▶ _The exercise_
Reproduce every entry below precisely; do not include the pictures.

▶ _Given data_
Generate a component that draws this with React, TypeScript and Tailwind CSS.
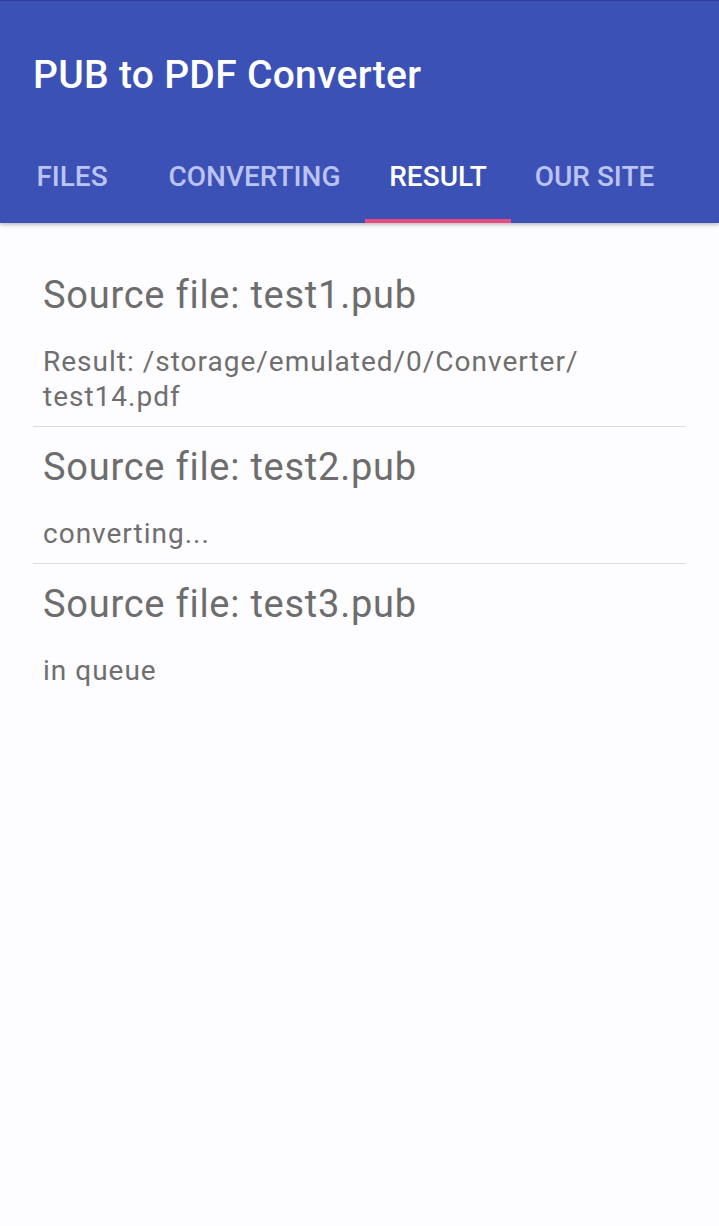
import type { ReactNode } from "react"

const tabs = [
  { label: "FILES", w: "w-[118px] mr-[14px]" },
  { label: "CONVERTING", w: "w-[219px]" },
  { label: "RESULT", w: "w-[146px] ml-px", active: true },
  { label: "OUR SITE", w: "w-[167px]" },
]

const items: { title: string; status: ReactNode }[] = [
  {
    title: "Source file: test1.pub",
    status: (
      <>
        Result: /storage/emulated/0/Converter/
        <wbr />
        test14.pdf
      </>
    ),
  },
  { title: "Source file: test2.pub", status: "converting..." },
  { title: "Source file: test3.pub", status: "in queue" },
]

export default function App() {
  return (
    <div className="min-h-[1226px] w-[719px] bg-[#fdfcfe] font-['Roboto',sans-serif]">
      <header className="relative z-10 border-t border-[#2f3f94] bg-[#3c51b5] shadow-[0_2px_4px_rgba(0,0,0,0.25)]">
        <h1 className="pl-[33px] pt-[51px] text-[39px] leading-[46px] font-medium tracking-[0.3px] text-white">
          PUB to PDF Converter
        </h1>
        <nav className="mt-[63px] flex pl-[13px]">
          {tabs.map((t) => (
            <div
              key={t.label}
              className={`${t.w} border-b-4 pb-[26px] text-center text-[28px] leading-[32px] font-medium ${
                t.active ? "border-[#ea4a80] text-white" : "border-transparent text-[#bac3f2]"
              }`}
            >
              {t.label}
            </div>
          ))}
        </nav>
      </header>

      <main className="px-[33px] pt-[32px]">
        {items.map((it, i) => (
          <div key={i} className={`px-[10px] pt-[18px] pb-[12px] ${i < 2 ? "border-b border-[#dddddd]" : ""}`}>
            <div className="text-[38px] leading-[44px] tracking-[0.75px] text-[#6d6d6d]">{it.title}</div>
            <div className="mt-[27px] text-[28px] leading-[35px] tracking-[1px] text-[#6f6f6f]">{it.status}</div>
          </div>
        ))}
      </main>
    </div>
  )
}
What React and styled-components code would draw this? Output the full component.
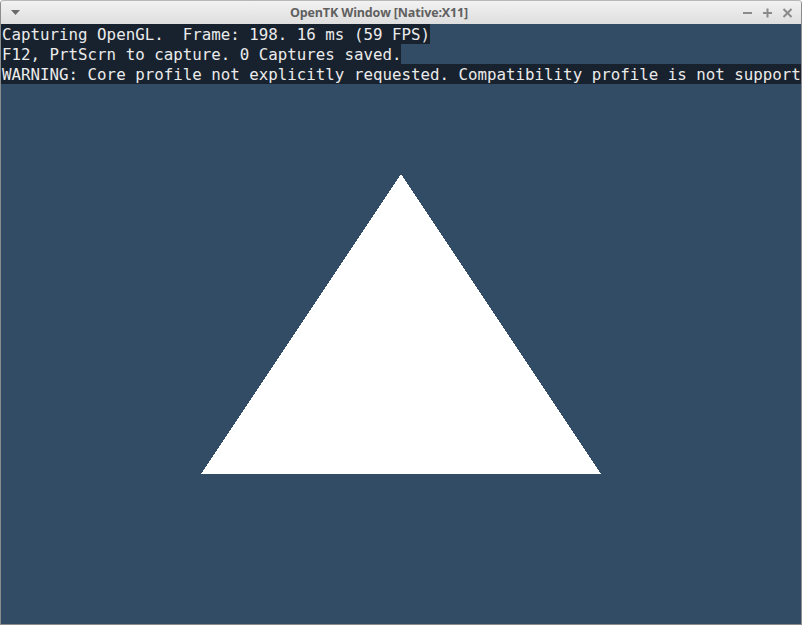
import React from "react";
import styled, { createGlobalStyle } from "styled-components";

const Global = createGlobalStyle`
  html, body { margin: 0; padding: 0; background: #ffffff; }
  body { width: 802px; height: 625px; overflow: hidden; }
`;

const Window = styled.div`
  width: 802px;
  height: 625px;
  display: flex;
  flex-direction: column;
  box-sizing: border-box;
  border: 1px solid #8c8c8c;
  border-top: none;
  border-radius: 4px 4px 0 0;
  overflow: hidden;
  background: #d8d8d8;
`;

const TitleBar = styled.div`
  height: 24px;
  flex: none;
  display: grid;
  grid-template-columns: 40px 1fr 80px;
  align-items: center;
  background: linear-gradient(#f2f2f2, #dedede);
  margin: 0 -1px;
  border-top: 1px solid #b8b8b8;
  box-sizing: border-box;
  border-radius: 4px 4px 0 0;
`;

const Title = styled.div`
  text-align: center;
  font-family: "Open Sans", "Noto Sans", sans-serif;
  font-weight: 700;
  font-size: 12.5px;
  color: #606060;
  letter-spacing: -0.15px;
  padding-right: 4px;
`;

const MenuArrow = styled.div`
  padding-left: 11px;
  display: flex;
  align-items: center;
`;

const Controls = styled.div`
  display: flex;
  align-items: center;
  justify-content: flex-end;
  gap: 9px;
  padding-right: 9px;
`;

const Viewport = styled.div`
  position: relative;
  width: 800px;
  height: 600px;
  background: #334c66;
  overflow: hidden;
`;

const Overlay = styled.div`
  position: absolute;
  top: 0;
  left: 0;
  right: 0;
  display: flex;
  flex-direction: column;
  align-items: flex-start;
  z-index: 1;
`;

const Line = styled.div`
  background: #18222e;
  color: #ebebeb;
  font-family: "DejaVu Sans Mono", "Liberation Mono", monospace;
  font-size: 15.8px;
  line-height: 21px;
  height: 20px;
  white-space: pre;
  padding: 0 0 0 1px;
`;

const Canvas = styled.svg`
  position: absolute;
  inset: 0;
  width: 800px;
  height: 600px;
`;

export default function App() {
  return (
    <>
      <Global />
      <Window>
        <TitleBar>
          <MenuArrow>
            <svg width="9" height="5" viewBox="0 0 9 5">
              <polygon points="0,0 9,0 4.5,5" fill="#6a6a6a" />
            </svg>
          </MenuArrow>
          <Title>OpenTK Window [Native:X11]</Title>
          <Controls>
            <svg width="11" height="11" viewBox="0 0 11 11">
              <rect x="1" y="5" width="9" height="2" fill="#8a8a8a" />
            </svg>
            <svg width="11" height="11" viewBox="0 0 11 11">
              <rect x="1" y="5" width="9" height="2" fill="#8a8a8a" />
              <rect x="4.5" y="1.5" width="2" height="9" fill="#8a8a8a" />
            </svg>
            <svg width="11" height="11" viewBox="0 0 11 11">
              <path d="M1.5 2 L9.5 10 M9.5 2 L1.5 10" stroke="#8a8a8a" strokeWidth="2" />
            </svg>
          </Controls>
        </TitleBar>
        <Viewport>
          <Overlay>
            <Line>Capturing OpenGL.  Frame: 198. 16 ms (59 FPS)</Line>
            <Line>F12, PrtScrn to capture. 0 Captures saved.</Line>
            <Line>WARNING: Core profile not explicitly requested. Compatibility profile is not support</Line>
          </Overlay>
          <Canvas viewBox="0 0 800 600" shapeRendering="crispEdges">
            <polygon points="200,450 600,450 400,150" fill="#ffffff" />
          </Canvas>
        </Viewport>
      </Window>
    </>
  );
}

▶ _Output of the exercise_
Generate a component that draws this with React, TypeScript and Tailwind CSS.
import type { ReactNode } from "react"

const tabs = [
  { label: "FILES", w: "w-[118px] mr-[14px]" },
  { label: "CONVERTING", w: "w-[219px]" },
  { label: "RESULT", w: "w-[146px] ml-px", active: true },
  { label: "OUR SITE", w: "w-[167px]" },
]

const items: { title: string; status: ReactNode }[] = [
  {
    title: "Source file: test1.pub",
    status: (
      <>
        Result: /storage/emulated/0/Converter/
        <wbr />
        test14.pdf
      </>
    ),
  },
  { title: "Source file: test2.pub", status: "converting..." },
  { title: "Source file: test3.pub", status: "in queue" },
]

export default function App() {
  return (
    <div className="min-h-[1226px] w-[719px] bg-[#fdfcfe] font-['Roboto',sans-serif]">
      <header className="relative z-10 border-t border-[#2f3f94] bg-[#3c51b5] shadow-[0_2px_4px_rgba(0,0,0,0.25)]">
        <h1 className="pl-[33px] pt-[51px] text-[39px] leading-[46px] font-medium tracking-[0.3px] text-white">
          PUB to PDF Converter
        </h1>
        <nav className="mt-[63px] flex pl-[13px]">
          {tabs.map((t) => (
            <div
              key={t.label}
              className={`${t.w} border-b-4 pb-[26px] text-center text-[28px] leading-[32px] font-medium ${
                t.active ? "border-[#ea4a80] text-white" : "border-transparent text-[#bac3f2]"
              }`}
            >
              {t.label}
            </div>
          ))}
        </nav>
      </header>

      <main className="px-[33px] pt-[32px]">
        {items.map((it, i) => (
          <div key={i} className={`px-[10px] pt-[18px] pb-[12px] ${i < 2 ? "border-b border-[#dddddd]" : ""}`}>
            <div className="text-[38px] leading-[44px] tracking-[0.75px] text-[#6d6d6d]">{it.title}</div>
            <div className="mt-[27px] text-[28px] leading-[35px] tracking-[1px] text-[#6f6f6f]">{it.status}</div>
          </div>
        ))}
      </main>
    </div>
  )
}
What React and styled-components code would draw this? Output the full component.
import React from "react";
import styled, { createGlobalStyle } from "styled-components";

const Global = createGlobalStyle`
  html, body { margin: 0; padding: 0; background: #ffffff; }
  body { width: 802px; height: 625px; overflow: hidden; }
`;

const Window = styled.div`
  width: 802px;
  height: 625px;
  display: flex;
  flex-direction: column;
  box-sizing: border-box;
  border: 1px solid #8c8c8c;
  border-top: none;
  border-radius: 4px 4px 0 0;
  overflow: hidden;
  background: #d8d8d8;
`;

const TitleBar = styled.div`
  height: 24px;
  flex: none;
  display: grid;
  grid-template-columns: 40px 1fr 80px;
  align-items: center;
  background: linear-gradient(#f2f2f2, #dedede);
  margin: 0 -1px;
  border-top: 1px solid #b8b8b8;
  box-sizing: border-box;
  border-radius: 4px 4px 0 0;
`;

const Title = styled.div`
  text-align: center;
  font-family: "Open Sans", "Noto Sans", sans-serif;
  font-weight: 700;
  font-size: 12.5px;
  color: #606060;
  letter-spacing: -0.15px;
  padding-right: 4px;
`;

const MenuArrow = styled.div`
  padding-left: 11px;
  display: flex;
  align-items: center;
`;

const Controls = styled.div`
  display: flex;
  align-items: center;
  justify-content: flex-end;
  gap: 9px;
  padding-right: 9px;
`;

const Viewport = styled.div`
  position: relative;
  width: 800px;
  height: 600px;
  background: #334c66;
  overflow: hidden;
`;

const Overlay = styled.div`
  position: absolute;
  top: 0;
  left: 0;
  right: 0;
  display: flex;
  flex-direction: column;
  align-items: flex-start;
  z-index: 1;
`;

const Line = styled.div`
  background: #18222e;
  color: #ebebeb;
  font-family: "DejaVu Sans Mono", "Liberation Mono", monospace;
  font-size: 15.8px;
  line-height: 21px;
  height: 20px;
  white-space: pre;
  padding: 0 0 0 1px;
`;

const Canvas = styled.svg`
  position: absolute;
  inset: 0;
  width: 800px;
  height: 600px;
`;

export default function App() {
  return (
    <>
      <Global />
      <Window>
        <TitleBar>
          <MenuArrow>
            <svg width="9" height="5" viewBox="0 0 9 5">
              <polygon points="0,0 9,0 4.5,5" fill="#6a6a6a" />
            </svg>
          </MenuArrow>
          <Title>OpenTK Window [Native:X11]</Title>
          <Controls>
            <svg width="11" height="11" viewBox="0 0 11 11">
              <rect x="1" y="5" width="9" height="2" fill="#8a8a8a" />
            </svg>
            <svg width="11" height="11" viewBox="0 0 11 11">
              <rect x="1" y="5" width="9" height="2" fill="#8a8a8a" />
              <rect x="4.5" y="1.5" width="2" height="9" fill="#8a8a8a" />
            </svg>
            <svg width="11" height="11" viewBox="0 0 11 11">
              <path d="M1.5 2 L9.5 10 M9.5 2 L1.5 10" stroke="#8a8a8a" strokeWidth="2" />
            </svg>
          </Controls>
        </TitleBar>
        <Viewport>
          <Overlay>
            <Line>Capturing OpenGL.  Frame: 198. 16 ms (59 FPS)</Line>
            <Line>F12, PrtScrn to capture. 0 Captures saved.</Line>
            <Line>WARNING: Core profile not explicitly requested. Compatibility profile is not support</Line>
          </Overlay>
          <Canvas viewBox="0 0 800 600" shapeRendering="crispEdges">
            <polygon points="200,450 600,450 400,150" fill="#ffffff" />
          </Canvas>
        </Viewport>
      </Window>
    </>
  );
}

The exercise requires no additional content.